*GIVEN INSTRUCTION:*
Copy each line with the word "this" in it.

*STORED DATA:*
:::

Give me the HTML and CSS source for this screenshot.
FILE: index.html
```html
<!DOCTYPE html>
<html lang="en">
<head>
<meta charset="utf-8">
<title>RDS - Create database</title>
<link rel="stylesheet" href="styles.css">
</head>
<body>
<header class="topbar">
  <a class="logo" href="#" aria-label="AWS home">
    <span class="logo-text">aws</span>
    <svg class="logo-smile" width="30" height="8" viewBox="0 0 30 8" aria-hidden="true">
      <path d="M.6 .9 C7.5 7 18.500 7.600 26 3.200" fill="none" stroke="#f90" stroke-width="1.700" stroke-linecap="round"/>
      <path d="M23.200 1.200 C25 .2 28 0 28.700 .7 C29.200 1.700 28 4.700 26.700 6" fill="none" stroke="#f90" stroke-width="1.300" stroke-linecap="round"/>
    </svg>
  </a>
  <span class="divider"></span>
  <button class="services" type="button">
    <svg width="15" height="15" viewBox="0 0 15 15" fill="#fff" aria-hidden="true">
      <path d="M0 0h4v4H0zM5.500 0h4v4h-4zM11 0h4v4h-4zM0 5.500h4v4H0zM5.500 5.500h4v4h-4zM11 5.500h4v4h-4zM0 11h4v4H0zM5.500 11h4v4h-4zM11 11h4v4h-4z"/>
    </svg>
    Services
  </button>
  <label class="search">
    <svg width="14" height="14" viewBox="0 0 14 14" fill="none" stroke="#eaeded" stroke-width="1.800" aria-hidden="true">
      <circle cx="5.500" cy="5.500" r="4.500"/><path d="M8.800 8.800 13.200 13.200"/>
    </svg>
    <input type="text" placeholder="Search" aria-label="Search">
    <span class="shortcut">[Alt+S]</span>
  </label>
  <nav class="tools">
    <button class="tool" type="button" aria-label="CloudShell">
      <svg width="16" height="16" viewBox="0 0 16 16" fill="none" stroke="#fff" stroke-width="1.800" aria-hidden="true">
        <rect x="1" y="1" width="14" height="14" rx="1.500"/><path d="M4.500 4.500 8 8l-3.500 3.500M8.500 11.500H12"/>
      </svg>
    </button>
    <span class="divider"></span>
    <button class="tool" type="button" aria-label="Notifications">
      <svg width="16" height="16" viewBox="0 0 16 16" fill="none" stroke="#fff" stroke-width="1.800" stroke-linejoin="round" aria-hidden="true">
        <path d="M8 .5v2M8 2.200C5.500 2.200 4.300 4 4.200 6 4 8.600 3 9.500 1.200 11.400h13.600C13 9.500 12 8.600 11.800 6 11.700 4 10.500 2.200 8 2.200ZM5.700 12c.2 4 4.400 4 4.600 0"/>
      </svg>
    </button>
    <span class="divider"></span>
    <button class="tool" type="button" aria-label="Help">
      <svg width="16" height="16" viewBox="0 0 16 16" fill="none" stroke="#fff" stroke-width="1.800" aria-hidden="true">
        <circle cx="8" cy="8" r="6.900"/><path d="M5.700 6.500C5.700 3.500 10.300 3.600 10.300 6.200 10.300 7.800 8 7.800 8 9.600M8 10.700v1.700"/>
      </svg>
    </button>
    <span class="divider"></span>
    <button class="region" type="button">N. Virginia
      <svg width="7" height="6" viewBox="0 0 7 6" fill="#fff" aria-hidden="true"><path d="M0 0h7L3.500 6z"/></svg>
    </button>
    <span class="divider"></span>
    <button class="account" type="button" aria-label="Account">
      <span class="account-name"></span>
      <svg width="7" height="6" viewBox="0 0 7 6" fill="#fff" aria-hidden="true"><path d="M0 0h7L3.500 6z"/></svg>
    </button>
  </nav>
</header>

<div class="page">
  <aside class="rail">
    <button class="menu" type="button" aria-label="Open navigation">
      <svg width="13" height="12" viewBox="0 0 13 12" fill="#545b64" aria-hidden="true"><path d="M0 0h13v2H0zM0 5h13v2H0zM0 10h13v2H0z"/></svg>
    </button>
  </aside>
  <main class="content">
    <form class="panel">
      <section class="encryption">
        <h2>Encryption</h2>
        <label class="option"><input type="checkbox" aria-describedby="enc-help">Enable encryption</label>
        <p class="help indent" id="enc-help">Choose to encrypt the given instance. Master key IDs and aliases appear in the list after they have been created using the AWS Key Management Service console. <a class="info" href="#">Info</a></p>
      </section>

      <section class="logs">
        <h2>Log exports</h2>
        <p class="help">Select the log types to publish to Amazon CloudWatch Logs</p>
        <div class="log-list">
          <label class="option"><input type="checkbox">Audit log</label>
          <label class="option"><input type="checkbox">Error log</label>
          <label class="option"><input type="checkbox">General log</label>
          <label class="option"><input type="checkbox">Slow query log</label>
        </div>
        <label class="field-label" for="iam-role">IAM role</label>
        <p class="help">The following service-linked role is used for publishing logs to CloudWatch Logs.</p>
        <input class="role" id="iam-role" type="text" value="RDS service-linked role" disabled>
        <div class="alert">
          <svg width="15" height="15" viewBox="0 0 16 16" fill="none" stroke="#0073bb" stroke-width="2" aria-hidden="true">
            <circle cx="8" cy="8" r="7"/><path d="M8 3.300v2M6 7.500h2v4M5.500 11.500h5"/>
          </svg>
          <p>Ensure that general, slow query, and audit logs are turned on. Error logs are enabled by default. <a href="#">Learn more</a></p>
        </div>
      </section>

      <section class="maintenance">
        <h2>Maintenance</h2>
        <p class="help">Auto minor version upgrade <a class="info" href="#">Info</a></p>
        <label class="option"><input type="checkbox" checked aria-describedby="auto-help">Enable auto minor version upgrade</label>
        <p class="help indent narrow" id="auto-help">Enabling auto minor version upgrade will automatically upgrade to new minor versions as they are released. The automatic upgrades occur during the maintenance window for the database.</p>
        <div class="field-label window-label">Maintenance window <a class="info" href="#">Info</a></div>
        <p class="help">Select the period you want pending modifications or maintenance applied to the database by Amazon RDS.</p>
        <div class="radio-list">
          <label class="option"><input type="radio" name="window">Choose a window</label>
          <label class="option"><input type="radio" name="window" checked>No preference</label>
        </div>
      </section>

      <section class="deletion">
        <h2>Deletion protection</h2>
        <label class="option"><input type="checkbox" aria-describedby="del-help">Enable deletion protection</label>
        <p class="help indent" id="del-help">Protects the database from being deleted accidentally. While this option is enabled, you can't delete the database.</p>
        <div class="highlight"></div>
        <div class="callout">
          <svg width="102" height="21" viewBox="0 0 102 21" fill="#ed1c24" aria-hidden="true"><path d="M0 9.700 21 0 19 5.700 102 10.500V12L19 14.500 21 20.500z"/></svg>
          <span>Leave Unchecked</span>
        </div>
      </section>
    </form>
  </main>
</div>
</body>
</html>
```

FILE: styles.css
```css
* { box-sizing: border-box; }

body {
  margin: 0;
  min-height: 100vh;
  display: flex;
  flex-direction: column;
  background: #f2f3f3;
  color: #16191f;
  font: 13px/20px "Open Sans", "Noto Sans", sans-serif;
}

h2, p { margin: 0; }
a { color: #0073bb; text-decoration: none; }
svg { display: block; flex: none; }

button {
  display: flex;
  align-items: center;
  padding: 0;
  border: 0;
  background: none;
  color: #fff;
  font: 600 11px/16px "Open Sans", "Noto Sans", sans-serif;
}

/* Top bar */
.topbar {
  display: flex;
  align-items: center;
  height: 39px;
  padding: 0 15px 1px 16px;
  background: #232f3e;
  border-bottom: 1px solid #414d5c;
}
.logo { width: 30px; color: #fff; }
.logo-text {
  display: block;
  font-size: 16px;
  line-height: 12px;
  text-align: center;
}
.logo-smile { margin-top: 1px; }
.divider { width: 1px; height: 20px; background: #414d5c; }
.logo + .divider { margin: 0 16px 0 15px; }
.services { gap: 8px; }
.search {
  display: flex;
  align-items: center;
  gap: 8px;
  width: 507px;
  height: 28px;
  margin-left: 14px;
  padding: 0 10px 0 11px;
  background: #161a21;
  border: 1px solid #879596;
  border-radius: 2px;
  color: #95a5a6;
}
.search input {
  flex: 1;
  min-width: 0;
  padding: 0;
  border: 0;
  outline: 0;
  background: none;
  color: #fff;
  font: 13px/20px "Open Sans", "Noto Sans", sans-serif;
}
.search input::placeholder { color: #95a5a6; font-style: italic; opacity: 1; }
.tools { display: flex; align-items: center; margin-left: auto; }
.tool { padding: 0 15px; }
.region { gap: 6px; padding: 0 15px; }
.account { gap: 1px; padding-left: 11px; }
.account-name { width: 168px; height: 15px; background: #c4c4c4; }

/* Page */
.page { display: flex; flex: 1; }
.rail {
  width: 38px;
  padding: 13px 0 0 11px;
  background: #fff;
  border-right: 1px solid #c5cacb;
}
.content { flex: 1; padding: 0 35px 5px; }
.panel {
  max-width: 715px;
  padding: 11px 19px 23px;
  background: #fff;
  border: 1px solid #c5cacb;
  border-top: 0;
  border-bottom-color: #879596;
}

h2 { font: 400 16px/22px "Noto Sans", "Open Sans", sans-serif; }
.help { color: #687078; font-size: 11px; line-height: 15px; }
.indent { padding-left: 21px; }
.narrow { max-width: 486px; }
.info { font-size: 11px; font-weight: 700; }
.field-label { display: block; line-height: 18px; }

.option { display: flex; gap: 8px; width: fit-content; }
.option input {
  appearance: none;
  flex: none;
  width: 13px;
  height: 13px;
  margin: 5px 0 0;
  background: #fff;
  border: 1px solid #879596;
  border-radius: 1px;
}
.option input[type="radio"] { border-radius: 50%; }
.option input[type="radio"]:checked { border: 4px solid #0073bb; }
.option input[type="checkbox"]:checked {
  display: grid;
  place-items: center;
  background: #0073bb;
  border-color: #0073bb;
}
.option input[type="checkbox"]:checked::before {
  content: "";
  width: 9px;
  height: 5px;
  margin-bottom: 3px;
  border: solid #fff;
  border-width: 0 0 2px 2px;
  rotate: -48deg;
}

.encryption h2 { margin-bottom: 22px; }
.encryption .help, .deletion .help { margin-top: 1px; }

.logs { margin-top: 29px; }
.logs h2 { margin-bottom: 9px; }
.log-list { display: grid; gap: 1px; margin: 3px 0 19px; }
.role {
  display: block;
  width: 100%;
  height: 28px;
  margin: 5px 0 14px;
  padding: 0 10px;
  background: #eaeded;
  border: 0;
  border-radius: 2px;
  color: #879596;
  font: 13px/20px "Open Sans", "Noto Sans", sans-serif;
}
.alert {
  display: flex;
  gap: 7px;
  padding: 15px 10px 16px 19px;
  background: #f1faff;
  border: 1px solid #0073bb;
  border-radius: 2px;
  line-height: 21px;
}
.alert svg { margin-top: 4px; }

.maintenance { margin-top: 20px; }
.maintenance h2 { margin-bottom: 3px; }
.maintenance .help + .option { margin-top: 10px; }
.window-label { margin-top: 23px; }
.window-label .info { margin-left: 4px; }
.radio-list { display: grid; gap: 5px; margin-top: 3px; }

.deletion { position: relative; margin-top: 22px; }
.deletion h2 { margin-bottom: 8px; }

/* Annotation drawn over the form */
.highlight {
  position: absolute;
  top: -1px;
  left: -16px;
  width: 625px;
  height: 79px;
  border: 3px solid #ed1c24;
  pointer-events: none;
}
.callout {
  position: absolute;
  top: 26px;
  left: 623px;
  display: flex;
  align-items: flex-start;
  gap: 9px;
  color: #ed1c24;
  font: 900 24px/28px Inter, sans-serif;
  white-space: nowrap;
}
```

:::

*CORRECT ANSWER:*
Give me the HTML and CSS source for this screenshot.
        <p class="help indent" id="del-help">Protects the database from being deleted accidentally. While this option is enabled, you can't delete the database.</p>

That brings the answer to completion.